* **EXERCISE REQUIREMENTS**:
Pull out exactly the lines from the line containing "Generate a component" to the line containing "import React from", both lines included, with pictures removed from the copy.

* **DATASET ROWS**:
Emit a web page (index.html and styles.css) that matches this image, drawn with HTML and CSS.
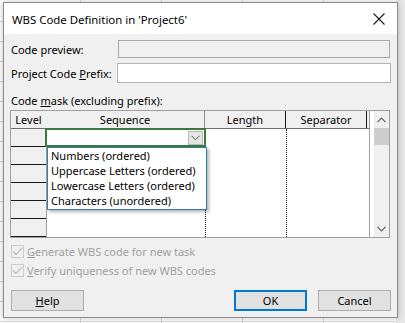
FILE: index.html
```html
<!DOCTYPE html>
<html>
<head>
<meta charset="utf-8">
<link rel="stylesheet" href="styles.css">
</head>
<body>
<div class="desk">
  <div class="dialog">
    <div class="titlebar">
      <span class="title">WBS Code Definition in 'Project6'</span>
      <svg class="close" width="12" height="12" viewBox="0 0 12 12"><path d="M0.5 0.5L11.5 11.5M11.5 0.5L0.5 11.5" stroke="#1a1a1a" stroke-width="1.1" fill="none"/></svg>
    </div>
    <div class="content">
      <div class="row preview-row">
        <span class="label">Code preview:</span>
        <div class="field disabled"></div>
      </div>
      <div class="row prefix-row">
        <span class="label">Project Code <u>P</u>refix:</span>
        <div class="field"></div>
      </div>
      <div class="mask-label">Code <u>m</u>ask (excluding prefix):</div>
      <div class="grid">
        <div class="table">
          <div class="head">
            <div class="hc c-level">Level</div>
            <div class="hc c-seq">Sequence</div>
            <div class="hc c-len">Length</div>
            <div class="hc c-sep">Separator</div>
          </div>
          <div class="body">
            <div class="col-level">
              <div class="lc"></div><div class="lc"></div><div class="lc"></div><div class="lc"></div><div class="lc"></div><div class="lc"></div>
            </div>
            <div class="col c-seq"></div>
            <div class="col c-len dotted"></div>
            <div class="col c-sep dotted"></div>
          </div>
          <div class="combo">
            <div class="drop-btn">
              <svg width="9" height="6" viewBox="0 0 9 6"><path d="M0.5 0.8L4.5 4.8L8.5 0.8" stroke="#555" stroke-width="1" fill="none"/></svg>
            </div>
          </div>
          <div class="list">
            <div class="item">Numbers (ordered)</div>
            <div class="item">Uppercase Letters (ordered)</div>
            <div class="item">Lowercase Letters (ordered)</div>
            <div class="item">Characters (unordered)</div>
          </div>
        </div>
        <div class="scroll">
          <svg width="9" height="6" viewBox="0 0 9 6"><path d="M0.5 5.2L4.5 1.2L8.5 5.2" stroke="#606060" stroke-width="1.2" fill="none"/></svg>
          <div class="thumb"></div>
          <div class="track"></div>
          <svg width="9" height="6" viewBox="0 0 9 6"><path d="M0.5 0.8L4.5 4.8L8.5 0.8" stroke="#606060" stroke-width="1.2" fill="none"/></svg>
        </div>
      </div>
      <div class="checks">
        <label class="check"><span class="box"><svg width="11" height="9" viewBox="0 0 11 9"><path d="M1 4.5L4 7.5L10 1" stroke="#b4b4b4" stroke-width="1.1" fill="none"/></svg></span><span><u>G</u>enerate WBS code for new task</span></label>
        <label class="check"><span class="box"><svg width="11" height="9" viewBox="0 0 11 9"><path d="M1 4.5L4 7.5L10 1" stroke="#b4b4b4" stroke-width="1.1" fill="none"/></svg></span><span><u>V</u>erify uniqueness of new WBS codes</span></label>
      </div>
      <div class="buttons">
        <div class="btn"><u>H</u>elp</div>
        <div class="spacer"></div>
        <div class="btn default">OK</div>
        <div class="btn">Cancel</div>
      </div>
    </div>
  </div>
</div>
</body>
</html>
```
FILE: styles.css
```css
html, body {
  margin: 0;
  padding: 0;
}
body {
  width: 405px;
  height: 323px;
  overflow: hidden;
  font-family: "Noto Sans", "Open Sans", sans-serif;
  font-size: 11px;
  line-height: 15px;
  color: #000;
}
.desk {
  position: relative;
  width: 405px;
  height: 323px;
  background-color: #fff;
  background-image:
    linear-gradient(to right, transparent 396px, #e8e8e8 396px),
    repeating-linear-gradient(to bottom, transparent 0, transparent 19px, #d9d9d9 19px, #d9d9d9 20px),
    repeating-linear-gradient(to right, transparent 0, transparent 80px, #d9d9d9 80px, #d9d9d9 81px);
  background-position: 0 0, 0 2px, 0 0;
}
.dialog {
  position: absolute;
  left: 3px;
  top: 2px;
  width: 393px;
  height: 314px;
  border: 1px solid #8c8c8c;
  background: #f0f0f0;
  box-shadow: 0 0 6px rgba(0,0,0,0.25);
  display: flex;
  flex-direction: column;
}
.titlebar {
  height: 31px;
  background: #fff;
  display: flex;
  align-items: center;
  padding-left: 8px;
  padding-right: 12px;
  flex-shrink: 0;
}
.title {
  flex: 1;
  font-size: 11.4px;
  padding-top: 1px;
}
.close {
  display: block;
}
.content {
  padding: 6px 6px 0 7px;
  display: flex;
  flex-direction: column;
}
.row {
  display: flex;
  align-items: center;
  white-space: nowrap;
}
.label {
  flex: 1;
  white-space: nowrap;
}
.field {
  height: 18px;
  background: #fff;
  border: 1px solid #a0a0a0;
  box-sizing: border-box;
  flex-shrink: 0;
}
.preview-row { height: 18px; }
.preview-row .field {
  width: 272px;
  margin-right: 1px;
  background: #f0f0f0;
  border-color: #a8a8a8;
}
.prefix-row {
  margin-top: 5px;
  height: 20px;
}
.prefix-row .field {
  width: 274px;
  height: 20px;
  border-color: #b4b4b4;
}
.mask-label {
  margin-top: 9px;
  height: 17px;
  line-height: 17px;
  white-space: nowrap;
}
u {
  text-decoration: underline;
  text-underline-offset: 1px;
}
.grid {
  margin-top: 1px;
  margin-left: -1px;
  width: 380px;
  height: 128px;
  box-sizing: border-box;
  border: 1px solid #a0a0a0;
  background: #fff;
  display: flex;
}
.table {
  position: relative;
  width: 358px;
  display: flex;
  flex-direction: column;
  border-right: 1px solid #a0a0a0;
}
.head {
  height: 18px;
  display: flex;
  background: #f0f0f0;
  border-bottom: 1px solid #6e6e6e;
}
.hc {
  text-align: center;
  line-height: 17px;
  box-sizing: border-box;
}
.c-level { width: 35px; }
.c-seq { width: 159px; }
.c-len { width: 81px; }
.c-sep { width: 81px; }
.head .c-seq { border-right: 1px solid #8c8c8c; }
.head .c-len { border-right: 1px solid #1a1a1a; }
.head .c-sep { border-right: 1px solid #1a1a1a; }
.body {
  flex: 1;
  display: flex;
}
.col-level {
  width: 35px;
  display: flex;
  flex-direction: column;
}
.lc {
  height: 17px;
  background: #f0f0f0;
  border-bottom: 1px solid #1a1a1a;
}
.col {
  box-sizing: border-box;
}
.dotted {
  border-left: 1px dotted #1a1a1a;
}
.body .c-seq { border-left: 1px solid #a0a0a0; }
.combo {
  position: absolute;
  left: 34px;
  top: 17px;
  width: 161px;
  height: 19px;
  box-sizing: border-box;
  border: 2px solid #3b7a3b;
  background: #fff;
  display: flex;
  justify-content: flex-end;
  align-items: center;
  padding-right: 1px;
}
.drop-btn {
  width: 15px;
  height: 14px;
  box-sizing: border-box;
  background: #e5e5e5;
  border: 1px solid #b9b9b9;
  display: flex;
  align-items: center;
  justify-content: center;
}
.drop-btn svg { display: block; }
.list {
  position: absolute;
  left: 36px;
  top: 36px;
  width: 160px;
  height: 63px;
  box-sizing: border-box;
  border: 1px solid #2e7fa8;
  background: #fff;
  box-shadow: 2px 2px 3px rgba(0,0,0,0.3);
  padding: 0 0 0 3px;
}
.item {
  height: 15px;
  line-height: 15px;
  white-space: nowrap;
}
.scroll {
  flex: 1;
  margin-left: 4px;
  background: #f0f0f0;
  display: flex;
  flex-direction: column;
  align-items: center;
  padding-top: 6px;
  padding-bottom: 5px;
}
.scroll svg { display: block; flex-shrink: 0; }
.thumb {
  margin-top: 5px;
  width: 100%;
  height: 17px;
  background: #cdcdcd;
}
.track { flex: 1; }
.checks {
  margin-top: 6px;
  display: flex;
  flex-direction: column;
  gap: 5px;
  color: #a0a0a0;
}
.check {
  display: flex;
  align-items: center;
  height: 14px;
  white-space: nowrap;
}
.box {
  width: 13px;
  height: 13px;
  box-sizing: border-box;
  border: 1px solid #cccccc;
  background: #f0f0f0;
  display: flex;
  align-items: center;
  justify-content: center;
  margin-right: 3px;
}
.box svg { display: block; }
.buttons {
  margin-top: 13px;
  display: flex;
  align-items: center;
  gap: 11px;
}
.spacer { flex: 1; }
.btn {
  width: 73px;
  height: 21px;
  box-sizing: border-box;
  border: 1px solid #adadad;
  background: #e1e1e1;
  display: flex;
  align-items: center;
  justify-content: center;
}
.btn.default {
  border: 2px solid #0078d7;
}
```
---
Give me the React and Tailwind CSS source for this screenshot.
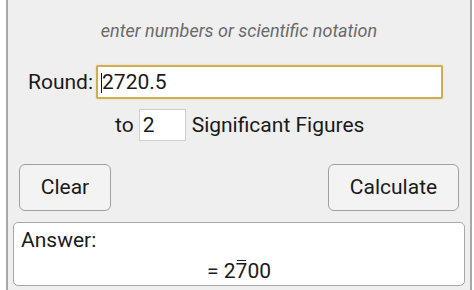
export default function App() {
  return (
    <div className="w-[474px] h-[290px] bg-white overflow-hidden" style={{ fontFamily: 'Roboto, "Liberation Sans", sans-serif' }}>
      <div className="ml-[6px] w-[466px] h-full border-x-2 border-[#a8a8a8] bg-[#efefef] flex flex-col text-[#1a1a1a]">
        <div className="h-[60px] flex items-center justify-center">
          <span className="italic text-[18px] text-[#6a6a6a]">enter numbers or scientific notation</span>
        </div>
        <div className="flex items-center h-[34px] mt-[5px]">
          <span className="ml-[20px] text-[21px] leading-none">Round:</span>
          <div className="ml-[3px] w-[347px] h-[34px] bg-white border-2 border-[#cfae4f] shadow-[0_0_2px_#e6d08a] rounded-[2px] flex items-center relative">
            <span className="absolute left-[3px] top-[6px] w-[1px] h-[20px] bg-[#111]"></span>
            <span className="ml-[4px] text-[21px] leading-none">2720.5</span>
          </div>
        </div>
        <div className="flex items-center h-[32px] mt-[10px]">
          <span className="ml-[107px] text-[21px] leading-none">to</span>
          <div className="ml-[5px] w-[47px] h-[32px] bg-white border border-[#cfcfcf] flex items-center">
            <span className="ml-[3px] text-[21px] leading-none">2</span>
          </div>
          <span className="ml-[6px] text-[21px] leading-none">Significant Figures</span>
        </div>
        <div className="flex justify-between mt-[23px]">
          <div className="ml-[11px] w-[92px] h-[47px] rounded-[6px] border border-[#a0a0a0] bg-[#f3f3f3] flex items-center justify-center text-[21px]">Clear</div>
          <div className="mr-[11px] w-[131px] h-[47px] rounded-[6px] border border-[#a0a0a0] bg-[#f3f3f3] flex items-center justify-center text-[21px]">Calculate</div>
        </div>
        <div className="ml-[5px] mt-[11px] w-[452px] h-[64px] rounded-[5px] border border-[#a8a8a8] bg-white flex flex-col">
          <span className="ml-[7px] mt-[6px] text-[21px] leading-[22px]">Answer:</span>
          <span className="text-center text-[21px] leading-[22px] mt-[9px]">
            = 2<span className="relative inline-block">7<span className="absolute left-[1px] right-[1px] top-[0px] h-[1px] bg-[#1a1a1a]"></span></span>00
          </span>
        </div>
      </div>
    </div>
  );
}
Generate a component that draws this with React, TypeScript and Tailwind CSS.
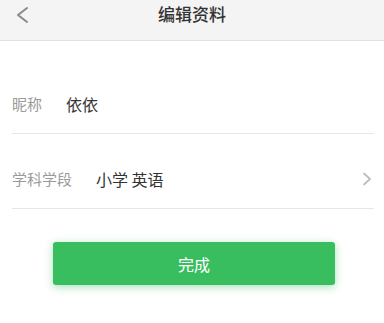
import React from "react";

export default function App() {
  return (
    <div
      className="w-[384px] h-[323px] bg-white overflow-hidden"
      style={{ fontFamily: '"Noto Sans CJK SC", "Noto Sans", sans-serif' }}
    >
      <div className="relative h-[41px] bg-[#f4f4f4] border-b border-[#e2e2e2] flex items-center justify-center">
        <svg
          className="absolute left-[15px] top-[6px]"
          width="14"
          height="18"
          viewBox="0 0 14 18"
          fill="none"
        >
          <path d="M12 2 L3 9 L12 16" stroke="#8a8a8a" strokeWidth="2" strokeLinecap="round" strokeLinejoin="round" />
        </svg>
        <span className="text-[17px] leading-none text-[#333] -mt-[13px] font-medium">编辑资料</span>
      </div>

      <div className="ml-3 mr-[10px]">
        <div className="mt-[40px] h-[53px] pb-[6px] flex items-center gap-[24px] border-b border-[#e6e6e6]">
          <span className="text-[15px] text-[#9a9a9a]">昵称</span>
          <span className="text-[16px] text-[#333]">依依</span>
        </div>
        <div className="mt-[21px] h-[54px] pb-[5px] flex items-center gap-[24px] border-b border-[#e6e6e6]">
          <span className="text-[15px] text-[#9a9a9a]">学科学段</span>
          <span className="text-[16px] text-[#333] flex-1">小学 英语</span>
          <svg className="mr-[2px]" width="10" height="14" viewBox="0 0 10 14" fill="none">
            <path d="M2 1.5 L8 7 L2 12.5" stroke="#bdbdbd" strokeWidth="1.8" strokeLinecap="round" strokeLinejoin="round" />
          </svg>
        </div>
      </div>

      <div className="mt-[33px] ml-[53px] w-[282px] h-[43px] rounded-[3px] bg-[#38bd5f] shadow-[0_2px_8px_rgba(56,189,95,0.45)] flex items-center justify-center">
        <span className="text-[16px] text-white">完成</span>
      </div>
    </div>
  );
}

* **RESULT FOR THIS EXERCISE**:
Generate a component that draws this with React, TypeScript and Tailwind CSS.
import React from "react";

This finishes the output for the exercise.